The “Great Resignation” is real, and it’s affecting every company. As fresh talent joins a company, they bring different experiences, perspectives, and ways of doing things with them, too, creating a mélange of old ways and new ways. Being open-minded to new ideas will help both companies and people to advance. Insisting that “we’ve always done it this way” might block opportunities for new and better ways of doing things. It’s good to shake things up from time to time! In any growth-minded organization, the only thing constant should be changed.
It is best if change feels like an intentional, participatory event rather than something that staff is inevitably forced to accept. One way to make all employees feel like they are included in conversations about change is to include them in decisions that affect them. That seems like a no-brainer, but we all have been on the receiving end of a list of deliverables from a meeting that we didn’t attend. That feels siloed, disconnected and even a bit inconsiderate. Somehow, even in virtual space, we all still have too many meetings, and it’s all the more important for attention still to be paid to who is (and isn’t) around the table. Especially with new staff and new management, the only way we’re all going to get to know each other is by intentional, considered interactions. Now is the time to include, not exclude.
- Foster diversity and inclusion in both old and new ways.
Speaking of inclusion, who’s around your meeting table?

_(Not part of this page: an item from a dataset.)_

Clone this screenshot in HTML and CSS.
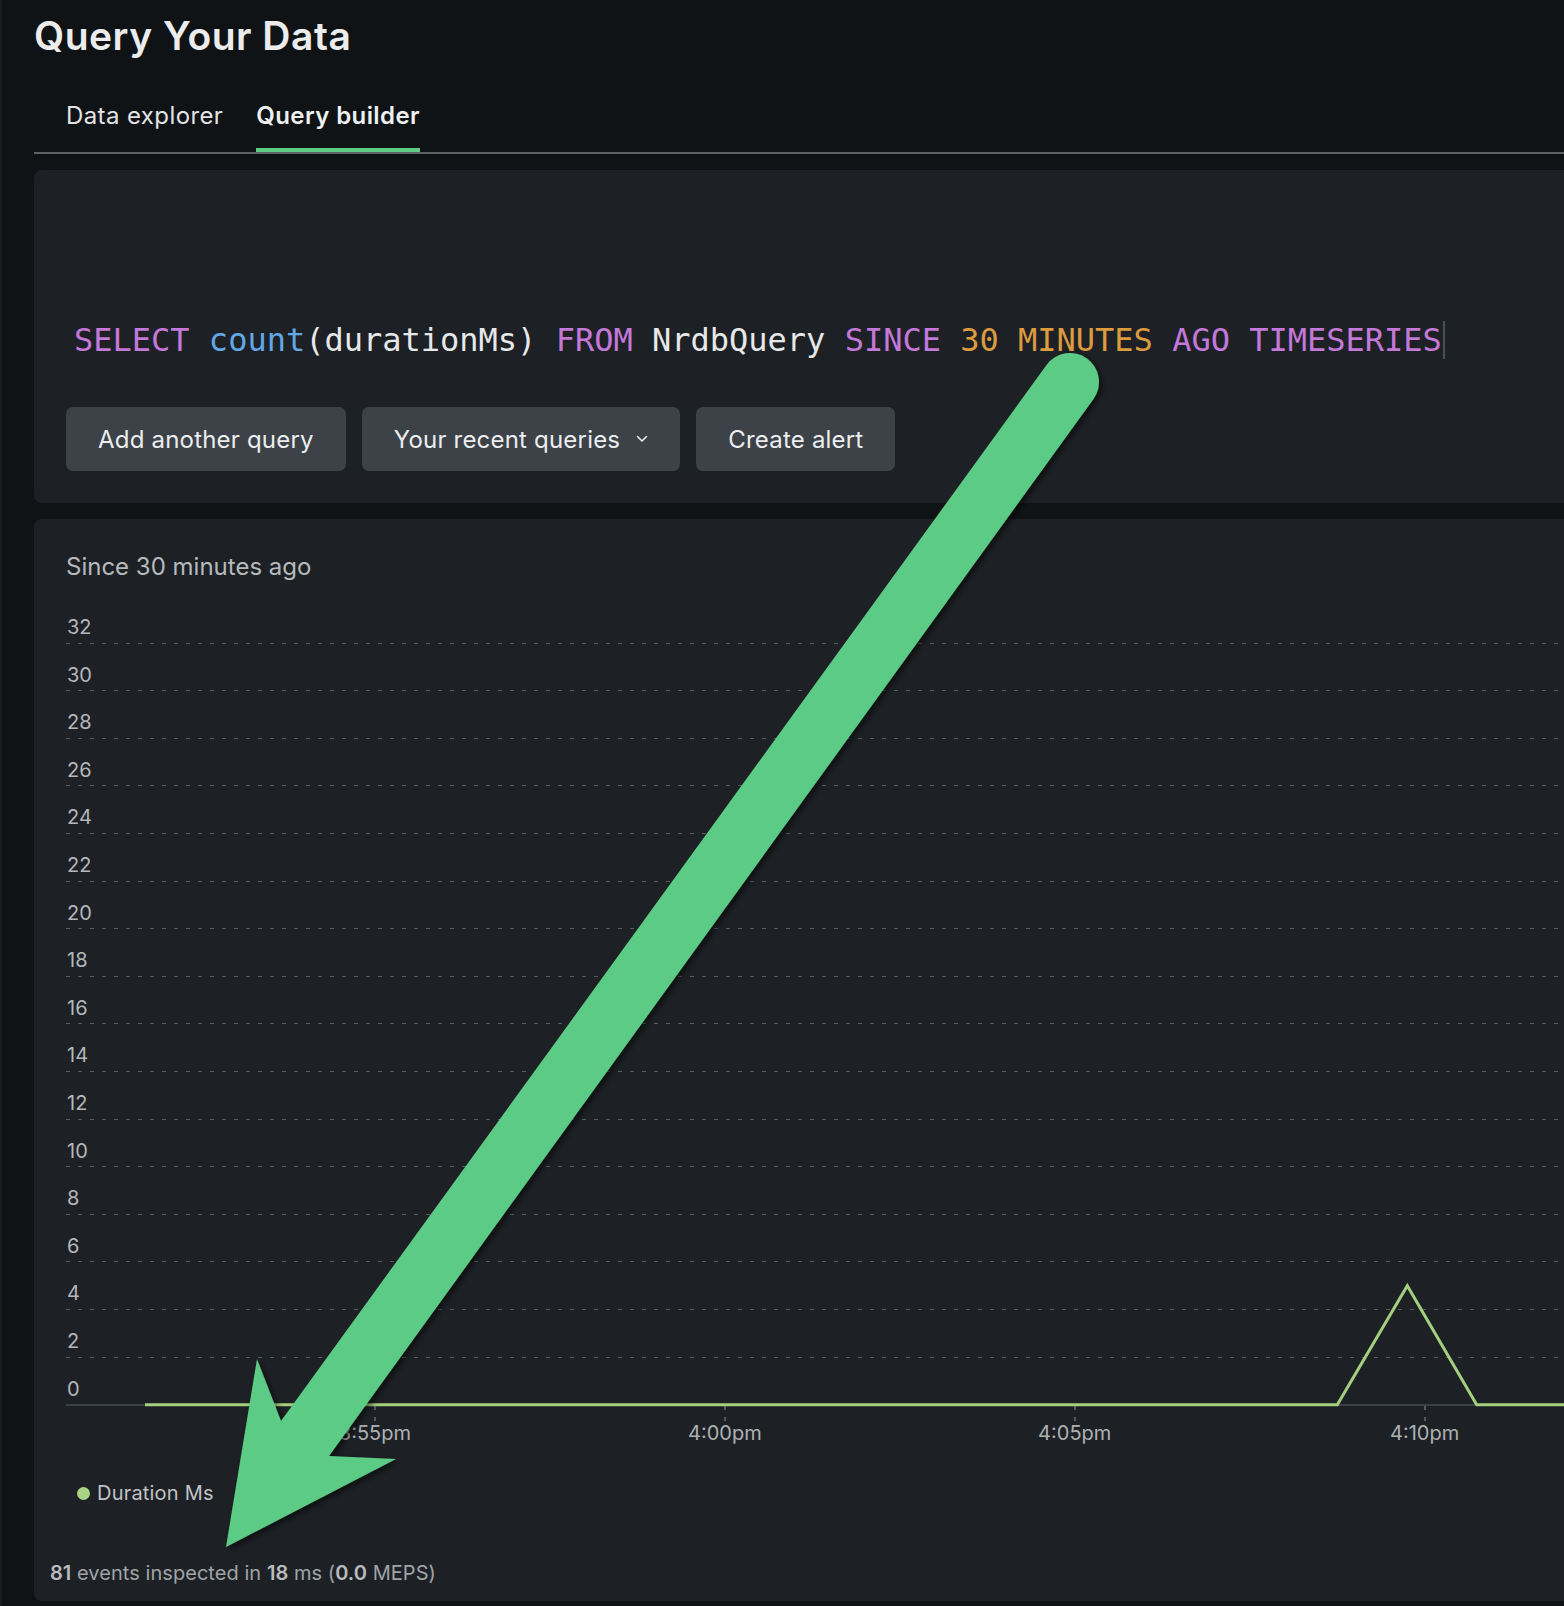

Diversity and inclusion aren’t just about gender and race, which remain important, of course. But the diversity of experience, representation across hierarchies, and consideration of cross-departmental impacts all matter, too.
Where culture breaks down is when it isn’t inclusive—and broadly inclusive at that. Having the right mix of experience at the table when tackling a problem enables newer staff to learn and longer-term staff to teach, and vice versa. Count me among those who have learned a great deal from even the greenest new staff. I can do that because we’re at the same table.
There needs to be room for staff to be able to join meetings that they’re curious about, too, ones that touch on their purviews even tangentially. Imagine inviting—not requiring—staff to attend some meetings by sharing that “your voice is welcome at the table.” That’s not just inclusive; it’s flattering. There is a valuable, positive cultural impact to gain from helping all players on the team to see that they are part of shaping the future of the company. After all, it’s their future, too.|
- Empower employees to drive the outcomes they want.
With new staff joining frequently, I’m noticing more and more comments from existing staff like, “We tried that before, and it didn’t work.” I push back, asking questions like, “Why do you think it didn’t work?” and “What haven’t you tried?” My favorite is “How do you think we can do things differently so that the desired outcome is attained?”
I don’t want my staff to take no for an answer (well, not necessarily), and I don’t want them simply to seek approval. I want them to pave the way toward their (our) goals. Empowering staff to see things through, to try to figure things out differently, and to engage in innovative thinking encourages ownership and creates new synergies. Their success depends on their ability to make things happen in partnership with others in the company. Instead of an employee carrying out a function, they’re stakeholders carrying out a shared mission. That’s what’s at the heart of any great corporate culture: dedication to a shared purpose.
Even though we’re not often together around a real table anymore, by building a sense of importance, fostering inclusion, and empowering each other—plus by working together as much as possible in new and varied ways—we can become more tight-knit and more supportive of each other in virtual space. Feeling part of a team fosters the highest sense of belonging, purpose, and loyalty. This is the way forward with less attrition and more intention, which makes any company’s culture more vibrant and desirable for those already there and for those who have yet to arrive.